- Ike (Jeffrey Dean Morgan) asks his former sister-in-law, Meg Bannock (Kelly Lynch), for a favor.
- Episode no.: Season 1 Episode 3
- Directed by: Ed Bianchi
- Written by: Mitch Glazer
- Original air date: April 20, 2012
- Running time: 50 minutes

Episode chronology
| ← Previous "Feeding Frenzy" | Next → "Atonement" |
- Magic City (season 1)

= Castles Made of Sand (Magic City) =

"Castles Made of Sand" is the third episode of the first season of the Starz television series Magic City, which originally aired on April 20, 2012. The episode was written by series creator and executive producer Mitch Glazer and directed by Ed Bianchi.

==Plot==
Ike tries to bribe government officials, in hopes of them legalizing gambling for his hotel. Ben begins to worry that his wife is sleeping around. Vera has an unexpected visit of a person from her past.
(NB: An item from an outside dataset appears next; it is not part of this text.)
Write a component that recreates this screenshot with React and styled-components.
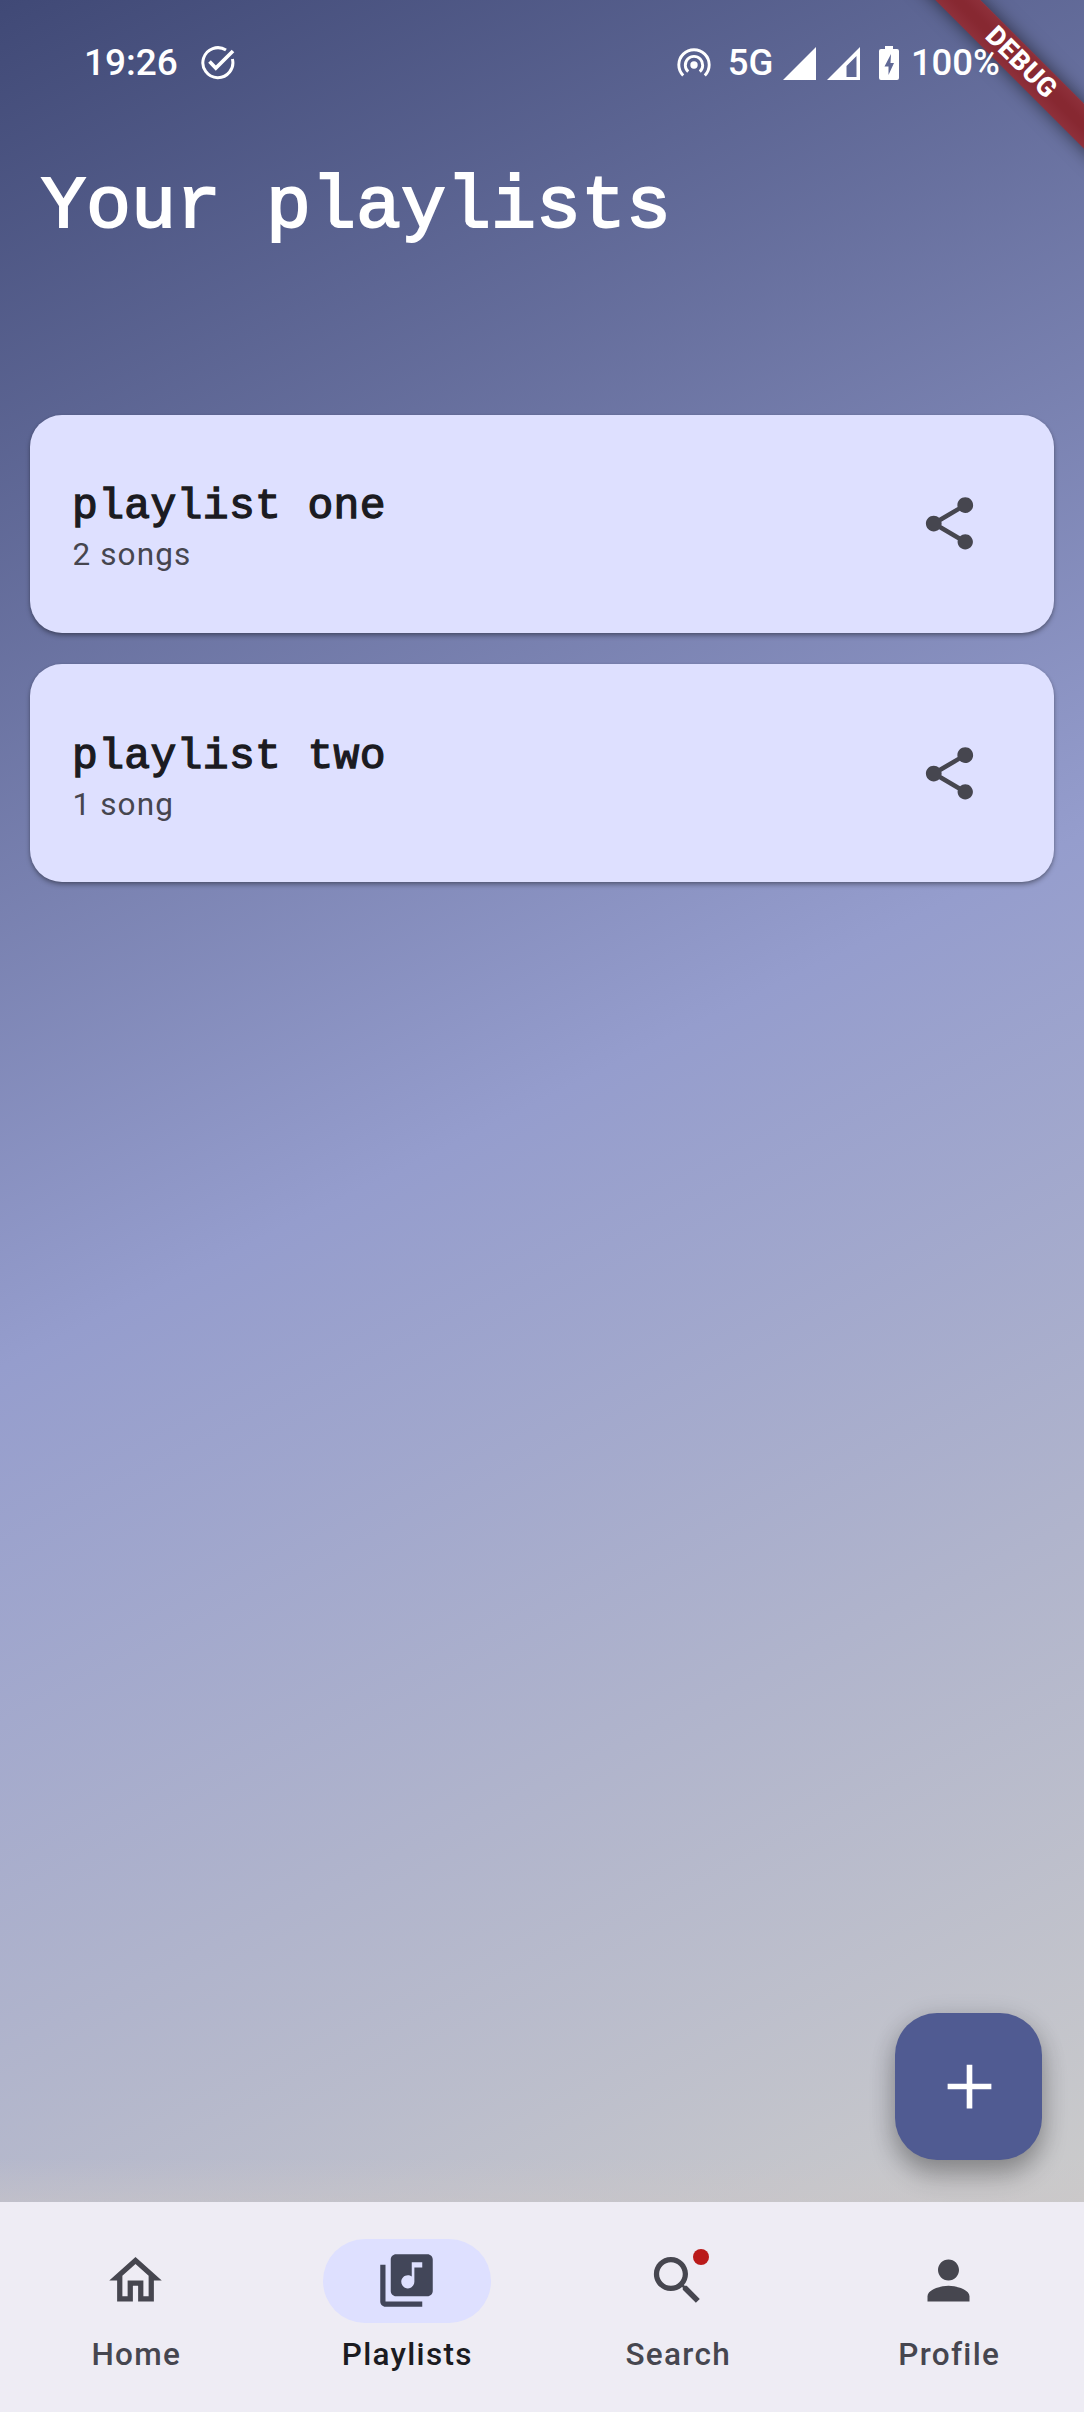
import React from "react";
import styled, { createGlobalStyle } from "styled-components";

const GlobalStyle = createGlobalStyle`
  *, *::before, *::after { box-sizing: border-box; }
  body { margin: 0; font-family: Roboto, "Noto Sans", sans-serif; }
`;

const mono = `"Liberation Mono", "DejaVu Sans Mono", monospace`;

const Screen = styled.div`
  position: relative;
  display: flex;
  flex-direction: column;
  width: 1084px;
  height: 2412px;
  overflow: hidden;
  background: #eeecf4;
`;

const Body = styled.main`
  position: relative;
  flex: 1;
  display: flex;
  flex-direction: column;
  background:
    linear-gradient(to top, rgba(203, 198, 200, 0.5), rgba(203, 198, 200, 0) 44px),
    linear-gradient(153.8deg, #404976 0%, #959dcd 50%, #cbcbcb 100%);
`;

const StatusBar = styled.header`
  position: relative;
  z-index: 2;
  display: flex;
  justify-content: space-between;
  align-items: center;
  height: 126px;
  padding: 0 84px 0 84px;
  color: #fff;
`;

const StatusGroup = styled.div`
  display: flex;
  align-items: center;
`;

const StatusText = styled.span`
  font-size: ${(p) => p.$size || 37}px;
  font-weight: 500;
  line-height: 44px;
  padding-bottom: ${(p) => p.$lift || 0}px;
  margin-left: ${(p) => p.$gap || 0}px;
`;

const Glyph = styled.svg`
  display: block;
  flex: none;
  width: ${(p) => p.$w}px;
  height: ${(p) => p.$h || p.$w}px;
  margin-left: ${(p) => p.$gap || 0}px;
  fill: currentColor;
`;

const Title = styled.h1`
  margin: 0;
  padding: 40px 0 0 41px;
  height: 288.5px;
  color: #fff;
  font: 400 75px/84px ${mono};
  -webkit-text-stroke: 2px #fff;
`;

const List = styled.section`
  display: flex;
  flex-direction: column;
  gap: 31.5px;
  padding: 0 30px;
`;

const Card = styled.article`
  display: flex;
  align-items: center;
  justify-content: space-between;
  height: 218px;
  padding: 0 73.5px 0 42px;
  border-radius: 32px;
  background: #dee0ff;
  box-shadow: 0 3px 5px rgba(0, 0, 0, 0.28), 0 1px 3px rgba(0, 0, 0, 0.16);
`;

const CardText = styled.div`
  display: flex;
  flex-direction: column;
  padding-top: 9px;
`;

const CardName = styled.h2`
  margin: 0;
  color: #1b1b21;
  font: 400 43px/54px ${mono};
  letter-spacing: 0.35px;
  -webkit-text-stroke: 1.3px #1b1b21;
`;

const CardMeta = styled.p`
  margin: 0;
  padding-left: 0.5px;
  color: #46464f;
  font-size: 31.5px;
  line-height: 42px;
  letter-spacing: 1.1px;
`;

const ShareButton = styled.button`
  display: flex;
  padding: 0;
  border: 0;
  background: none;
  color: #46464f;
`;

const Fab = styled.button`
  position: absolute;
  right: 42px;
  bottom: 42px;
  display: flex;
  align-items: center;
  justify-content: center;
  width: 147px;
  height: 147px;
  padding: 0 0 0 1px;
  border: 0;
  border-radius: 42px;
  background: #505b92;
  color: #fff;
  box-shadow: 0 16px 26px rgba(0, 0, 0, 0.24), 0 4px 24px rgba(0, 0, 0, 0.16);
`;

const Nav = styled.nav`
  position: relative;
  display: grid;
  grid-template-columns: repeat(4, 1fr);
  height: 210px;
  background: #eeecf4;
`;

const NavItem = styled.a`
  display: flex;
  flex-direction: column;
  align-items: center;
  padding-top: 37px;
  color: ${(p) => (p.$active ? "#1b1b21" : "#46464f")};
`;

const Indicator = styled.span`
  position: relative;
  display: flex;
  align-items: center;
  justify-content: center;
  width: 168px;
  height: 84px;
  padding-bottom: 1px;
  border-radius: 42px;
  background: ${(p) => (p.$active ? "#dee0ff" : "transparent")};
  color: ${(p) => (p.$active ? "#424659" : "#46464f")};
`;

const Badge = styled.span`
  position: absolute;
  top: 10px;
  left: 99.5px;
  width: 16px;
  height: 16px;
  border-radius: 50%;
  background: #ba1a1a;
`;

const NavLabel = styled.span`
  margin-top: 11px;
  padding-left: 1.5px;
  font-size: 31.5px;
  font-weight: 500;
  line-height: 42px;
  letter-spacing: 1.3px;
`;

const DebugCorner = styled.div`
  position: absolute;
  z-index: 1;
  top: 0;
  right: 0;
  width: 240px;
  height: 240px;
  overflow: hidden;
  pointer-events: none;
`;

const DebugRibbon = styled.div`
  position: absolute;
  top: 47.4px;
  right: -86.9px;
  display: flex;
  align-items: center;
  justify-content: center;
  width: 300px;
  height: 31.5px;
  transform: rotate(45deg);
  background: linear-gradient(#8e303b, #872831 40%, #872831 60%, #8e303b);
  box-shadow: 0 0 18px rgba(0, 0, 0, 0.55);
  color: #fff;
  font-size: 27px;
  font-weight: 800;
  line-height: 31px;
  letter-spacing: 0.4px;
`;

const paths = {
  share:
    "M18 16.08c-.76 0-1.44.3-1.96.77L8.91 12.7c.05-.23.09-.46.09-.7s-.04-.47-.09-.7l7.05-4.11c.54.5 1.25.81 2.04.81 1.66 0 3-1.34 3-3s-1.34-3-3-3-3 1.34-3 3c0 .24.04.47.09.7L8.04 9.81C7.5 9.31 6.79 9 6 9c-1.66 0-3 1.34-3 3s1.34 3 3 3c.79 0 1.5-.31 2.04-.81l7.12 4.16c-.05.21-.08.43-.08.65 0 1.61 1.31 2.92 2.92 2.92s2.92-1.31 2.92-2.92-1.31-2.92-2.92-2.92z",
  add: "M19 12.9h-6.100v6.100h-1.800v-6.100H5v-1.800h6.100V5h1.800v6.100H19z",
  home: "M12 5.69l5 4.5V18h-2v-6H9v6H7v-7.81l5-4.5M12 3L2 12h3v8h6v-6h2v6h6v-8h3L12 3z",
  library:
    "M20 2H8c-1.1 0-2 .9-2 2v12c0 1.1.9 2 2 2h12c1.1 0 2-.9 2-2V4c0-1.1-.9-2-2-2zm-2 5h-3v5.5c0 1.38-1.12 2.5-2.5 2.5S10 13.88 10 12.5s1.12-2.5 2.5-2.5c.57 0 1.08.19 1.5.51V5h4v2zM4 6H2v14c0 1.1.9 2 2 2h14v-2H4V6z",
  search:
    "M15.5 14h-.79l-.28-.27C15.41 12.59 16 11.11 16 9.5 16 5.91 13.09 3 9.5 3S3 5.91 3 9.5 5.91 16 9.5 16c1.61 0 3.09-.59 4.23-1.57l.27.28v.79l5 4.99L20.49 19l-4.99-5zm-6 0C7.01 14 5 11.99 5 9.5S7.01 5 9.5 5 14 7.01 14 9.5 11.99 14 9.5 14z",
  person:
    "M12 12c2.21 0 4-1.79 4-4s-1.79-4-4-4-4 1.79-4 4 1.79 4 4 4zm0 2c-2.67 0-8 1.34-8 4v2h16v-2c0-2.66-5.33-4-8-4z",
};

function Icon({ name, size }) {
  return (
    <Glyph viewBox="0 0 24 24" $w={size}>
      <path d={paths[name]} />
    </Glyph>
  );
}

function TaskDoneIcon() {
  return (
    <Glyph viewBox="0 0 34 34" $w={34} $gap={23}>
      <g fill="none" stroke="currentColor" strokeWidth="3">
        <path d="M25 4.1A15 15 0 1 0 31.4 13" />
        <path strokeWidth="3.6" d="M8.5 15.5l6.3 6.6L32 5" />
      </g>
    </Glyph>
  );
}

function HotspotIcon() {
  return (
    <Glyph viewBox="0 0 34 30" $w={34} $h={30}>
      <circle cx="17" cy="17" r="3.7" />
      <g fill="none" stroke="currentColor" strokeWidth="2.9">
        <path d="M11.2 23.6A8.7 8.7 0 1 1 22.8 23.6" />
        <path d="M6.2 27.6A15.2 15.2 0 1 1 27.8 27.6" />
      </g>
    </Glyph>
  );
}

function SignalFull() {
  return (
    <Glyph viewBox="0 0 33 33" $w={33} $gap={10}>
      <path d="M33 0v33H0z" />
    </Glyph>
  );
}

function SignalPartial() {
  return (
    <Glyph viewBox="0 0 33 33" $w={33} $gap={11}>
      <path fillRule="evenodd" d="M33 0v33H0zM29.5 9L19.500 19v11h10z" />
    </Glyph>
  );
}

function BatteryIcon() {
  return (
    <Glyph viewBox="0 0 20 34" $w={20} $h={34} $gap={19}>
      <path
        fillRule="evenodd"
        d="M6 0h8v3h4a2 2 0 0 1 2 2v27a2 2 0 0 1-2 2H2a2 2 0 0 1-2-2V5a2 2 0 0 1 2-2h4zM12 8L5.5 20.5H9.5V29L15 17H11.5z"
      />
    </Glyph>
  );
}

const playlists = [
  { name: "playlist one", meta: "2 songs" },
  { name: "playlist two", meta: "1 song" },
];

const tabs = [
  { label: "Home", icon: "home" },
  { label: "Playlists", icon: "library", active: true },
  { label: "Search", icon: "search", badge: true },
  { label: "Profile", icon: "person" },
];

export default function App() {
  return (
    <Screen>
      <GlobalStyle />
      <Body>
        <StatusBar>
          <StatusGroup>
            <StatusText $lift={1}>19:26</StatusText>
            <TaskDoneIcon />
          </StatusGroup>
          <StatusGroup>
            <HotspotIcon />
            <StatusText $gap={17} $size={36.5}>5G</StatusText>
            <SignalFull />
            <SignalPartial />
            <BatteryIcon />
            <StatusText $gap={11.5} $size={36.5}>100%</StatusText>
          </StatusGroup>
        </StatusBar>
        <Title>Your playlists</Title>
        <List>
          {playlists.map((p) => (
            <Card key={p.name}>
              <CardText>
                <CardName>{p.name}</CardName>
                <CardMeta>{p.meta}</CardMeta>
              </CardText>
              <ShareButton aria-label="Share">
                <Icon name="share" size={63} />
              </ShareButton>
            </Card>
          ))}
        </List>
        <Fab aria-label="Add playlist">
          <Icon name="add" size={75} />
        </Fab>
      </Body>
      <Nav>
        {tabs.map((t) => (
          <NavItem key={t.label} $active={t.active}>
            <Indicator $active={t.active}>
              <Icon name={t.icon} size={63} />
              {t.badge && <Badge />}
            </Indicator>
            <NavLabel>{t.label}</NavLabel>
          </NavItem>
        ))}
      </Nav>
      <DebugCorner>
        <DebugRibbon>DEBUG</DebugRibbon>
      </DebugCorner>
    </Screen>
  );
}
Meanwhile, Ike is forced to ask his wealthy former sister in law for a big favor.

==Reception==
===Reviews===
The A.V. Clubs Will Harris gave Castles Made of Sand a B grade, stating "As cable dramas go, Magic City still has a long way to go before it gets anywhere near the front of the pack, but while it’s trying to find its feet and – fingers crossed – actually carve an identity beyond just being the latest in the recent line of ‘60s-set drama, at least it’s worth watching."